Reproduce the listing below exactly, beginning with its first line and ending with the line that holds "import React from"; pictures are not part of the copy.

-------------------------

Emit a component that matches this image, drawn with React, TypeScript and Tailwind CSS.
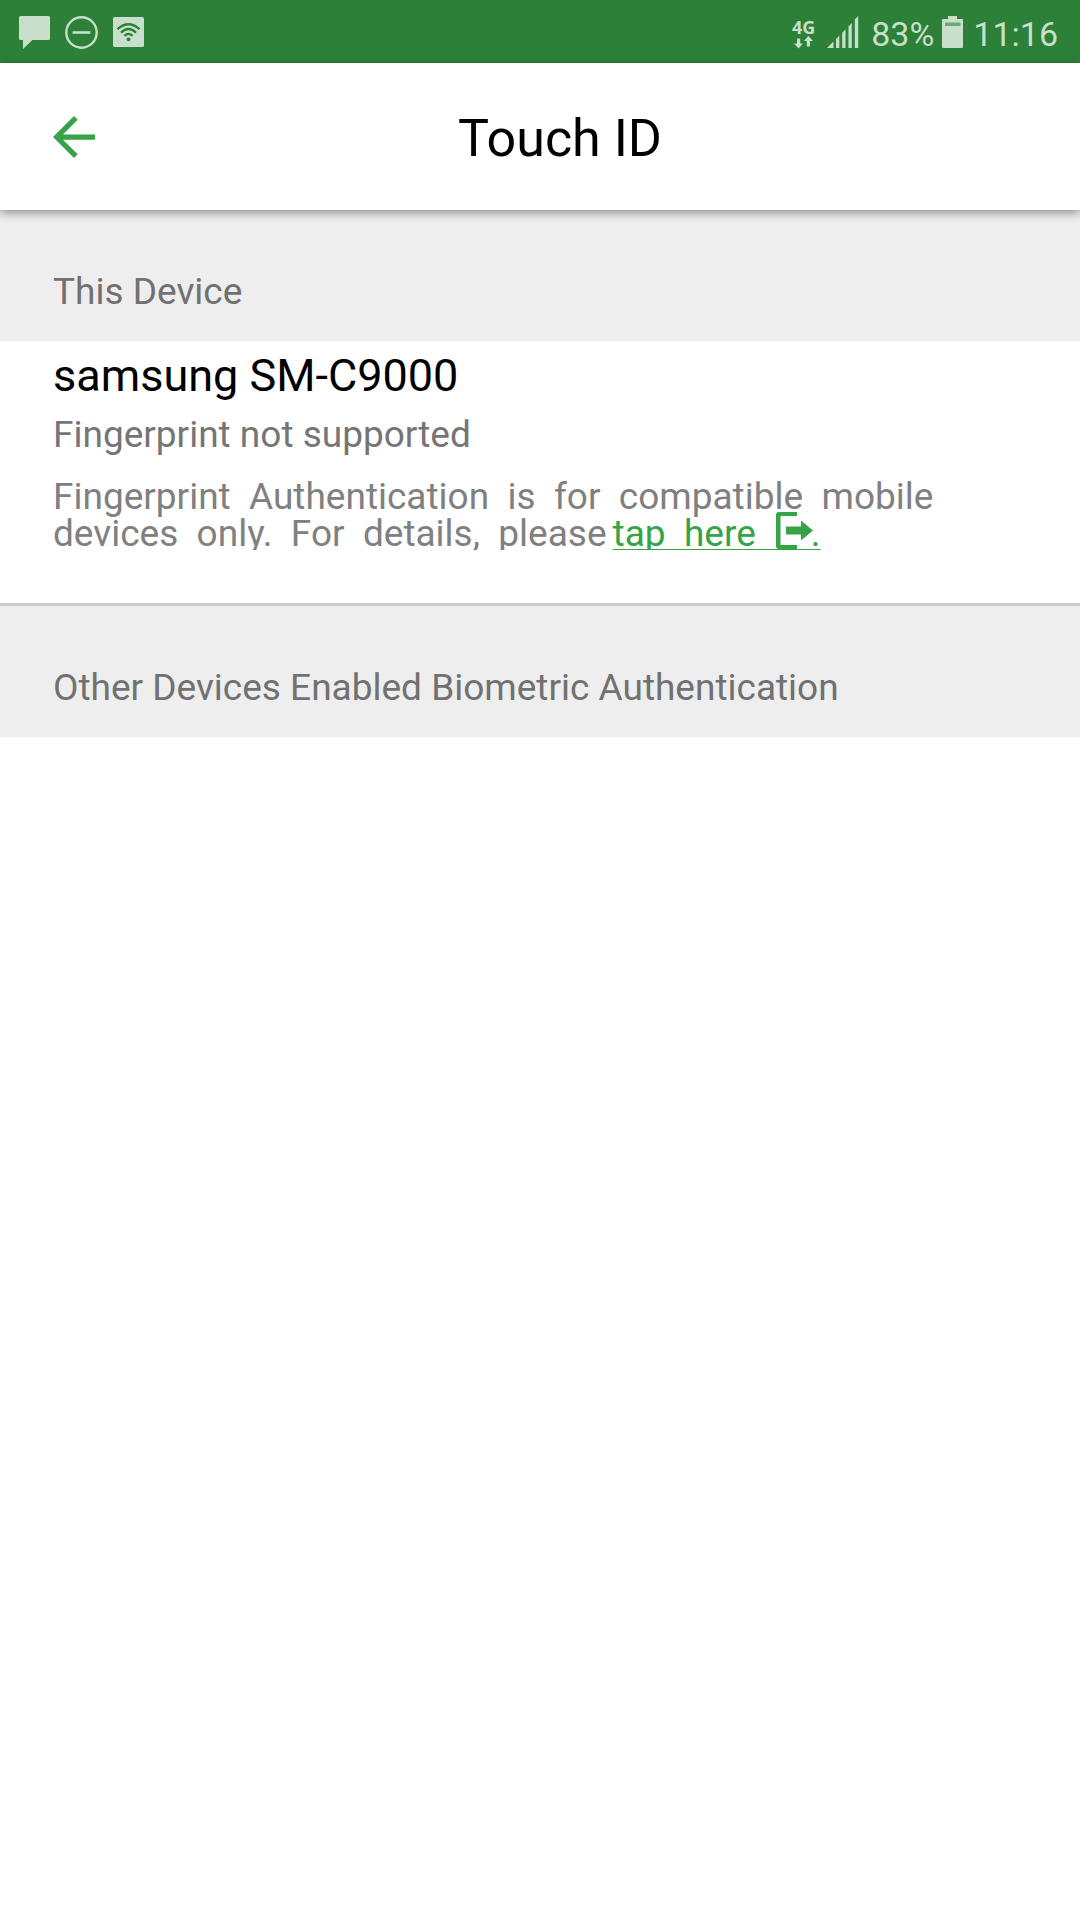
import React from "react";

function StatusBar() {
  return (
    <div className="flex h-[63px] items-center justify-between bg-[#2d8037] pl-[19px] pr-[22px] pt-px text-[#c8dfcb]">
      <div className="flex items-center gap-[15px]">
        <svg className="h-[33px] w-[31px]" viewBox="0 0 31 33" fill="currentColor" aria-hidden="true">
          <path d="M1.500 0H29.500Q31 0 31 1.500V22.500Q31 24 29.500 24H13.500L4 33V24H1.500Q0 24 0 22.500V1.500Q0 0 1.500 0Z" />
        </svg>
        <svg className="h-[33px] w-[33px]" viewBox="0 0 33 33" fill="none" stroke="currentColor" aria-hidden="true">
          <circle cx="16.500" cy="16.500" r="15.200" strokeWidth="2.400" />
          <path d="M7.500 16.500H25.500" strokeWidth="2.600" />
        </svg>
        <svg className="h-[30px] w-[31px]" viewBox="0 0 31 30" aria-hidden="true">
          <rect width="31" height="30" rx="1.500" fill="currentColor" />
          <g fill="none" stroke="#2d8037" strokeWidth="2.300">
            <path d="M4.500 12.200Q15.500 2.200 26.500 12.200" />
            <path d="M8 15.600Q15.500 8.400 23 15.600" />
            <path d="M11.400 18.800Q15.500 15 19.600 18.800" />
          </g>
          <circle cx="15.500" cy="22.300" r="1.900" fill="#2d8037" />
        </svg>
      </div>
      <div className="flex items-center text-[34px] leading-10">
        <div className="flex flex-col items-center pt-0.5">
          <span className="font-['Open_Sans','Noto_Sans',sans-serif] text-[18px] font-bold leading-[18px]">4G</span>
          <svg className="h-[13px] w-[19px]" viewBox="0 0 19 13" fill="currentColor" aria-hidden="true">
            <path d="M3 2.500H6.200V7.500H9L4.600 12.500L0 7.500H3Z" />
            <path d="M12.800 10.500H16V5H19L14.400 0L9.900 5H12.800Z" />
          </svg>
        </div>
        <svg className="ml-3 h-8 w-8" viewBox="0 0 32 32" fill="currentColor" aria-hidden="true">
          <path d="M0 32L6.500 25.500V32Z" />
          <path d="M9 23L12.300 19.500V32H9Z" />
          <path d="M15.200 16.800L18.500 13.300V32H15.200Z" />
          <path d="M21.500 10.500L24.800 7V32H21.500Z" />
          <path d="M27.800 3.500L31.200 0V32H27.800Z" />
        </svg>
        <span className="ml-3 pt-1">83%</span>
        <svg className="ml-2 h-8 w-[21px]" viewBox="0 0 21 32" fill="currentColor" aria-hidden="true">
          <path d="M6 0H15V3H20Q21 3 21 4V31Q21 32 20 32H1Q0 32 0 31V4Q0 3 1 3H6Z" />
          <path d="M3 6.500H18.500V10H3Z" fill="#6fa977" />
        </svg>
        <span className="ml-2.5 pt-1">11:16</span>
      </div>
    </div>
  );
}

function Header() {
  return (
    <header className="relative z-10 flex h-[147px] items-center bg-white pl-[53px] pr-[55px] shadow-[0_3px_9px_rgba(0,0,0,0.4)]">
      <button type="button" aria-label="Back" className="text-[#36a347]">
        <svg className="h-[42px] w-[42px]" viewBox="4 4 16 16" fill="currentColor" aria-hidden="true">
          <path d="M20 11H7.830l5.590-5.590L12 4l-8 8 8 8 1.410-1.410L7.830 13H20v-2z" />
        </svg>
      </button>
      <h1 className="flex-1 pt-1 text-center text-[52px] leading-[64px] text-black">Touch ID</h1>
    </header>
  );
}

function SectionTitle({ children }: { children: React.ReactNode }) {
  return (
    <h2 className="bg-[#eeeeee] px-[53px] pb-[27px] pt-[60px] text-[37px] leading-[44px] text-[#717171]">{children}</h2>
  );
}

export default function App() {
  return (
    <div className="min-h-screen bg-white font-['Roboto',sans-serif]">
      <StatusBar />
      <Header />
      <main>
        <SectionTitle>This Device</SectionTitle>
        <section className="border-b-[3px] border-[#cacaca] px-[53px] pb-[53px] pt-[9px]">
          <h3 className="text-[45px] leading-[52px] text-black">samsung SM-C9000</h3>
          <p className="mt-[11px] text-[37px] leading-[44px] text-[#757575]">Fingerprint not supported</p>
          <div className="mt-[21px] overflow-hidden">
            <p className="-mb-0.5 whitespace-pre-wrap text-[37px] leading-[37px] text-[#808080]">
              {"Fingerprint  Authentication  is  for  compatible  mobile  devices  only.  For  details,  please"}
              <a
                href="#details"
                className="ml-1.5 text-[#36a347] underline decoration-1 underline-offset-3 [text-decoration-skip-ink:none]"
              >
                {"tap  here  "}
                <span className="relative">
                  {"\u00a0\u00a0\u00a0\u00a0"}
                  <svg
                    className="absolute bottom-1.5 left-0.5 h-[37px] w-[37px]"
                    viewBox="0 0 37 37"
                    fill="currentColor"
                    aria-hidden="true"
                  >
                    <path d="M3 0H21V4H4.500V33H21V37H3Q0 37 0 34V3Q0 0 3 0Z" />
                    <path d="M10 14.500H25V8.500L37 18.500L25 28.500V22.500H10Z" />
                  </svg>
                </span>
                .
              </a>
            </p>
          </div>
        </section>
        <SectionTitle>Other Devices Enabled Biometric Authentication</SectionTitle>
      </main>
    </div>
  );
}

-------------------------

WRITTEN ANSWER
Emit a component that matches this image, drawn with React, TypeScript and Tailwind CSS.
import React from "react";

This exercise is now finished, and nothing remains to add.